En cuanto a las formas, debemos en primer lugar distinguir entre pipas rectas y curvas, para señalar después que, si bien los modelos clásicos rondan la veintena en cada una de esas divisiones, desde la mitad del siglo pasado el trabajo de los maestros artesanos ha multiplicado la gama de formatos marcados bajo la denominación freehand (hecha a mano) casi hasta el infinito.

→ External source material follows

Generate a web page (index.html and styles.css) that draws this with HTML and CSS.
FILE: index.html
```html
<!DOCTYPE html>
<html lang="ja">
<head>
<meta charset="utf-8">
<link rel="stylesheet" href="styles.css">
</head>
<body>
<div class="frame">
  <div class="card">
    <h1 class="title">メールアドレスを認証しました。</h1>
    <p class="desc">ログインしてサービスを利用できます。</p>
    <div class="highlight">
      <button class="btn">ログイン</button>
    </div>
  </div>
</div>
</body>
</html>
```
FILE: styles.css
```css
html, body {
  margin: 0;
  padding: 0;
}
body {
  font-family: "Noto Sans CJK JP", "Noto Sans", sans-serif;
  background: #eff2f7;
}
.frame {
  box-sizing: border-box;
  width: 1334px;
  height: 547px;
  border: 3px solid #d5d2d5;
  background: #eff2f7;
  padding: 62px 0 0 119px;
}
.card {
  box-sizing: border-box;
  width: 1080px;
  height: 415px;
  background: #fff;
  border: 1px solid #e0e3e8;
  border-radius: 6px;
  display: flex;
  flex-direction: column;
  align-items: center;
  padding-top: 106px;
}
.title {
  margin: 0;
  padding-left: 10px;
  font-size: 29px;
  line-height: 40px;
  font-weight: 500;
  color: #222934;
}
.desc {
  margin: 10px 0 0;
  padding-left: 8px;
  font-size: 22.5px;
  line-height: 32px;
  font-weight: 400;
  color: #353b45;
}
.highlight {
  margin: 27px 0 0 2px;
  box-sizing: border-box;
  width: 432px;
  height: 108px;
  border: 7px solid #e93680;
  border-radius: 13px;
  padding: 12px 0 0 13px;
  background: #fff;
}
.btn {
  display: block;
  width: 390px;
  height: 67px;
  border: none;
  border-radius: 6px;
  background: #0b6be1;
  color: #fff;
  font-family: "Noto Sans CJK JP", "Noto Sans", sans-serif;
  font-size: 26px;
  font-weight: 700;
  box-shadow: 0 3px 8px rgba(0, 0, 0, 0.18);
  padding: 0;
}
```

No es el lugar ni la ocasión para presentar una taxonomía completa, pero sí explicaremos que en ella se encuentran formas dictadas por su similitud con la naturaleza, como la apple –pues su cazoleta redondeada recuerda a la manzana–, la calabash –asociada por el cine a Sherlock Holmes, cuando en realidad fuma una pipa de cerezo– o la volcano –imaginen por qué–; otras que se conectan geográficamente con sus lugares de origen, como la dublin, la liverpool, la rhodesian o la canadian; las que señalan la ocupación de quienes solían utilizarlas, como la churchwarden –cuya larga boquilla es ideal para fumar sentado con un libro en la mano como los celadores de la Iglesia Anglicana– o la lumberman, e incluso la prince –diseñada por el mismísimo Príncipe de Gales, luego brevemente Eduardo VII de Inglaterra–; y hasta parecidos razonables definitivos, como en los casos de la bulldog, la brandy o la chimney.

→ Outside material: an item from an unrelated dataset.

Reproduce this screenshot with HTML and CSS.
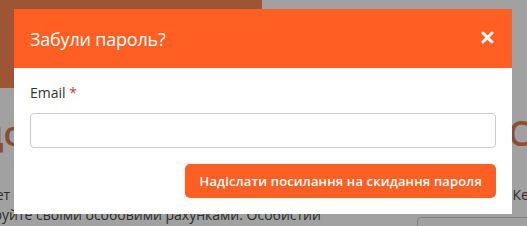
FILE: index.html
```html
<!DOCTYPE html>
<html lang="uk">
<head>
    <meta charset="UTF-8">
    <meta name="viewport" content="width=device-width, initial-scale=1.0">
    <title>Забули пароль?</title>
    <link rel="stylesheet" href="styles.css">
</head>
<body>

<!-- сторінка під модальним вікном -->
<div class="page">
    <div class="hero-banner"></div>
    <div class="page-heading">
        <span>Вхід до кабінета</span>
        <span>Сервіс о</span>
    </div>
    <div class="page-text">
        <p class="line-one"><span>Особистий кабінет</span><span>Керуйте рахун</span></p>
        <p class="line-two">Керуйте своїми особовими рахунками. Особистий</p>
    </div>
    <div class="page-box"></div>
</div>

<div class="overlay"></div>

<div class="modal">
    <div class="modal-header">
        <h2>Забули пароль?</h2>
        <button class="close-btn" aria-label="Закрити">
            <svg width="13" height="13" viewBox="0 0 13 13">
                <path d="M2 2 L11 11 M11 2 L2 11" stroke="#fff" stroke-width="3" stroke-linecap="round"/>
            </svg>
        </button>
    </div>
    <div class="modal-body">
        <label for="email-input">Email <span class="required">*</span></label>
        <input type="email" id="email-input">
        <div class="actions">
            <button class="submit-btn">Надіслати посилання на скидання пароля</button>
        </div>
    </div>
</div>

</body>
</html>
```

FILE: styles.css
```css
body {
    margin: 0;
    font-family: "Open Sans", "Noto Sans", sans-serif;
    background-color: #fff;
    color: #333;
    overflow: hidden;
}

/* фон сторінки */
.page {
    position: relative;
    height: 226px;
    overflow: hidden;
}
.hero-banner {
    width: 262px;
    height: 88px;
    background-color: #f88754;
}
.page-heading {
    display: flex;
    justify-content: space-between;
    margin: 22px -120px 0 -98px;
    font-size: 34px;
    font-weight: 600;
    color: #e07a4c;
    white-space: nowrap;
}
.page-text {
    margin-top: 29px;
    font-size: 14px;
    line-height: 20px;
    color: #4a4a4a;
}
.page-text p {
    margin: 0;
    white-space: nowrap;
}
.line-one {
    display: flex;
    justify-content: space-between;
    margin: 0 -84px 0 -118px !important;
}
.line-two {
    margin-left: -23px !important;
}
.page-box {
    position: absolute;
    left: 417px;
    top: 217px;
    width: 140px;
    height: 20px;
    border: 1px solid #ccc;
    border-radius: 4px;
}

.overlay {
    position: fixed;
    inset: 0;
    background-color: rgba(0, 0, 0, 0.37);
}

/* модальне вікно */
.modal {
    position: fixed;
    left: 14px;
    top: 9px;
    width: 498px;
    background-color: #fff;
}
.modal-header {
    display: flex;
    align-items: center;
    justify-content: space-between;
    height: 59px;
    padding: 0 18px 0 16px;
    background-color: #ff5f22;
}
.modal-header h2 {
    margin: 0;
    font-size: 18px;
    font-weight: 500;
    letter-spacing: -0.2px;
    color: #fff;
}
.close-btn {
    padding: 0;
    border: none;
    background: none;
    cursor: pointer;
    display: flex;
    margin-top: -3px;
}

.modal-body {
    display: flex;
    flex-direction: column;
    padding: 15px 16px 16px;
}
.modal-body label {
    font-size: 14px;
    line-height: 20px;
    color: #333;
    margin-bottom: 10px;
}
.required {
    color: #d0393b;
}
.modal-body input {
    height: 35px;
    box-sizing: border-box;
    border: 1px solid #ccc;
    border-radius: 4px;
    font-size: 14px;
    padding: 0 10px;
}
.actions {
    display: flex;
    justify-content: flex-end;
    margin-top: 16px;
}
.submit-btn {
    height: 34px;
    padding: 0 14px;
    border: none;
    border-radius: 5px;
    background-color: #ff5f22;
    color: #fff;
    font-family: inherit;
    font-size: 13px;
    font-weight: 600;
    letter-spacing: 0.15px;
    cursor: pointer;
}
```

Lo esencial es que, a la hora de decantarnos por un modelo, y más si se trata de nuestra primera pipa, elijamos un tamaño adecuado y una forma que no solo nos resulte atractiva, sino cómoda, y que facilite hacernos con la técnica básica indispensable para convertirnos en miembros del club. Parafraseando a Cabrera Infante, insigne tabacófilo, concluiremos solemnes: la de la pipa es un arte que es artesanía, una artesanía que hace arte. Disfruten del humo.